[START OF Dataset content]

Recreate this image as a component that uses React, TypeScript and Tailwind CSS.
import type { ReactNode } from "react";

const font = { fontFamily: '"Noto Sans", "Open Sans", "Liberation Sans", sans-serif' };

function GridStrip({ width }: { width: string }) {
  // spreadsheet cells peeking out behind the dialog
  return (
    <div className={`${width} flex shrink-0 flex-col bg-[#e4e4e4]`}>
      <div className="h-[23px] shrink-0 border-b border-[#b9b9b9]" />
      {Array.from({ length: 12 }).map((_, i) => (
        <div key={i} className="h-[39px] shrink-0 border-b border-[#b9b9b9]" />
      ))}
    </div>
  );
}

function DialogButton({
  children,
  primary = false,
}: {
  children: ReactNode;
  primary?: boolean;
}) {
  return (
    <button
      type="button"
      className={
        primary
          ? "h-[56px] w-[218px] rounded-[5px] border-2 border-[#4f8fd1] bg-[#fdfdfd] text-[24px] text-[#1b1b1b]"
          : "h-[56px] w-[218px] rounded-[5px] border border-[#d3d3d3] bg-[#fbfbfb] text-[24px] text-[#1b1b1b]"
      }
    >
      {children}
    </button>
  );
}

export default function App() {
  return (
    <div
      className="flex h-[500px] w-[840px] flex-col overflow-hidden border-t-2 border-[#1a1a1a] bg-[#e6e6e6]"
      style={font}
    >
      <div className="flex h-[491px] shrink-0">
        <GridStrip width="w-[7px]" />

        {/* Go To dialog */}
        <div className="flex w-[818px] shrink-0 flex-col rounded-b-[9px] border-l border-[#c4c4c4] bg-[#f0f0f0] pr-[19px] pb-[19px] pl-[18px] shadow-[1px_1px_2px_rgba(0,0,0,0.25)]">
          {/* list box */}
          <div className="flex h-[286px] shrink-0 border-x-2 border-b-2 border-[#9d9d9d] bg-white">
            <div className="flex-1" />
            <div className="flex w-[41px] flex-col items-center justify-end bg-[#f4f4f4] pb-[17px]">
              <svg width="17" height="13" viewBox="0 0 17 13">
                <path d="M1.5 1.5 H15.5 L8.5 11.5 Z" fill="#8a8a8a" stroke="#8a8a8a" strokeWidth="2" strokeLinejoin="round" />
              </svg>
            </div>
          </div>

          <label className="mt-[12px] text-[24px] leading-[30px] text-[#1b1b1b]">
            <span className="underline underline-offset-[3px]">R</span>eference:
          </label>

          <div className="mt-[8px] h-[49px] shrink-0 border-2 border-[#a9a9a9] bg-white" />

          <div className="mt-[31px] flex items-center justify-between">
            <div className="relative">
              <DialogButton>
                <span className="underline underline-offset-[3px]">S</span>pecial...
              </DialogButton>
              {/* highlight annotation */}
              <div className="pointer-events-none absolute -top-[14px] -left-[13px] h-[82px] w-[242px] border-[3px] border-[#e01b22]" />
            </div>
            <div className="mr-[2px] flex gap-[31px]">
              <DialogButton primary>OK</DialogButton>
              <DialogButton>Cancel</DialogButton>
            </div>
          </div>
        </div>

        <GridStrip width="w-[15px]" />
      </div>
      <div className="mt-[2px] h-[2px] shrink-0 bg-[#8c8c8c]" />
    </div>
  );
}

[END OF Dataset content]

**Aim**: Make an exact copy of the listing, including every line.

**Full solution**:
Recreate this image as a component that uses React, TypeScript and Tailwind CSS.
import type { ReactNode } from "react";

const font = { fontFamily: '"Noto Sans", "Open Sans", "Liberation Sans", sans-serif' };

function GridStrip({ width }: { width: string }) {
  // spreadsheet cells peeking out behind the dialog
  return (
    <div className={`${width} flex shrink-0 flex-col bg-[#e4e4e4]`}>
      <div className="h-[23px] shrink-0 border-b border-[#b9b9b9]" />
      {Array.from({ length: 12 }).map((_, i) => (
        <div key={i} className="h-[39px] shrink-0 border-b border-[#b9b9b9]" />
      ))}
    </div>
  );
}

function DialogButton({
  children,
  primary = false,
}: {
  children: ReactNode;
  primary?: boolean;
}) {
  return (
    <button
      type="button"
      className={
        primary
          ? "h-[56px] w-[218px] rounded-[5px] border-2 border-[#4f8fd1] bg-[#fdfdfd] text-[24px] text-[#1b1b1b]"
          : "h-[56px] w-[218px] rounded-[5px] border border-[#d3d3d3] bg-[#fbfbfb] text-[24px] text-[#1b1b1b]"
      }
    >
      {children}
    </button>
  );
}

export default function App() {
  return (
    <div
      className="flex h-[500px] w-[840px] flex-col overflow-hidden border-t-2 border-[#1a1a1a] bg-[#e6e6e6]"
      style={font}
    >
      <div className="flex h-[491px] shrink-0">
        <GridStrip width="w-[7px]" />

        {/* Go To dialog */}
        <div className="flex w-[818px] shrink-0 flex-col rounded-b-[9px] border-l border-[#c4c4c4] bg-[#f0f0f0] pr-[19px] pb-[19px] pl-[18px] shadow-[1px_1px_2px_rgba(0,0,0,0.25)]">
          {/* list box */}
          <div className="flex h-[286px] shrink-0 border-x-2 border-b-2 border-[#9d9d9d] bg-white">
            <div className="flex-1" />
            <div className="flex w-[41px] flex-col items-center justify-end bg-[#f4f4f4] pb-[17px]">
              <svg width="17" height="13" viewBox="0 0 17 13">
                <path d="M1.5 1.5 H15.5 L8.5 11.5 Z" fill="#8a8a8a" stroke="#8a8a8a" strokeWidth="2" strokeLinejoin="round" />
              </svg>
            </div>
          </div>

          <label className="mt-[12px] text-[24px] leading-[30px] text-[#1b1b1b]">
            <span className="underline underline-offset-[3px]">R</span>eference:
          </label>

          <div className="mt-[8px] h-[49px] shrink-0 border-2 border-[#a9a9a9] bg-white" />

          <div className="mt-[31px] flex items-center justify-between">
            <div className="relative">
              <DialogButton>
                <span className="underline underline-offset-[3px]">S</span>pecial...
              </DialogButton>
              {/* highlight annotation */}
              <div className="pointer-events-none absolute -top-[14px] -left-[13px] h-[82px] w-[242px] border-[3px] border-[#e01b22]" />
            </div>
            <div className="mr-[2px] flex gap-[31px]">
              <DialogButton primary>OK</DialogButton>
              <DialogButton>Cancel</DialogButton>
            </div>
          </div>
        </div>

        <GridStrip width="w-[15px]" />
      </div>
      <div className="mt-[2px] h-[2px] shrink-0 bg-[#8c8c8c]" />
    </div>
  );
}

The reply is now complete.